Intel® Cluster Checker tool evaluates HPC clusters for consistency, functionality and performance. This includes capability for evaluating the hardware configuration of Intel® Xeon Phi™ coprocessors.
This module will describe the use of Intel® Cluster Checker to:
- Confirm that coprocessor hardware and firmware is consistent across a cluster or user-defined subclusters.
- Validate that Intel® MPSS (Many-Core Platform Software Stack) version exactly matches a value.
This article assumes that the software stack on each node is identical, except for those files that define node identity. Intel® MPSS is installed on all nodes, although it will not be active for nodes without coprocessors. Intel® Cluster Checker will report an error if software differences are detected.
Implementing the basic check
Intel® Xeon Phi™ coprocessor uniformity is evaluated using the micinfo and miccheck utilities, which are included with the Intel® MPSS installation. Intel® Cluster Checker executes these utilities in parallel on each node, then analyzes the collected results.
The basic check confirms that micinfo returns identical results for each node and that miccheck returns no errors.
The <micconf> test module will be automatically executed during any level 4 or 5 health check. To execute the <micconf> test module in other situations, add the following child element to the <cluster> element in the configuration file.
<include_module>micconf</include_module>
Or, use the --include micconf option on the clck command line.
For a homogenous cluster, no changes are usually needed to the default configuration file.
Validating the MPSS version
The MPSS version can be specified using the <mpss-version> tag. For example, add the following to the configuration file.
<test> <micconf> <mpss-version>3.2</mpss-version> </micconf> . . . </test>
Intel® Cluster Checker will confirm that all host systems have this version of Intel® MPSS installed.
Heterogeneous Clusters
It is common for clusters nodes to have different configurations of coprocessors. For example, a subset of nodes may be enabled with coprocessors or with different numbers of coprocessors. One or two nodes in a cluster containing coprocessors are referred to as “enhanced capability” nodes or “fat” nodes. Larger numbers of enhanced capability nodes constitute a subcluster.
In order for Intel® Cluster Checker to correctly check heterogeneous clusters, the group function is used. Enhanced capability nodes and subclusters should be defined as separate node groups for purposes of these functions.
To identify host nodes containing coprocessors, add group information to the node list. In the following example of a 4+1 node cluster, three nodes host a single Intel® Xeon Phi™ coprocessor. One node hosts two coprocessors and the head node hosts none. Two groups are used to identify these differences.
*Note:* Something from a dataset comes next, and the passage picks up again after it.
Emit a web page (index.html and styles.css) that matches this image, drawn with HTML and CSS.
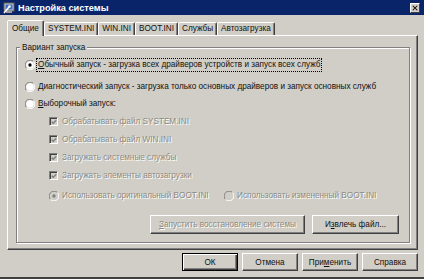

master #type: head node01 #type: compute group: 1mic node01-mic0 #arch: k1om node02 #type: compute group: 1mic node02-mic0 #arch: k1om node03 #type: compute group: 1mic node03-mic0 #arch: k1om node04 #type: compute group: 2mic node04-mic0 #arch: k1om node04-mic1 #arch: k1om
The defined groups are then used to modify the XML configuration file. Modules that need to be modified for different quantities or types of coprocessors are:
- <hardware>
- <kernel>
- <micinfo>
Areas of the configuration file which should be evaluated independently should be identified using the <group> element.
<cluster> <include_module>micconf</include_module> <test> <hardware> <group name=”1mic”/> <group name=”2mic”/> </hardware> <kernel> <group name=”1mic”/> <group name=”2mic”/> </kernel> <micconf> <group name=”1mic”/> <group name=”2mic”/> <micconf> . . . </test></cluster>
Use of the “1mic” group is optional in this case, since all nodes not within a group will be evaluated as part of the default group.
Groups are tested independently. If uniform software versions are required throughout a cluster, it is possible to miss differences, especially if a group contains only one or two nodes. To avoid this possibility, specify the expected version in the configuration file.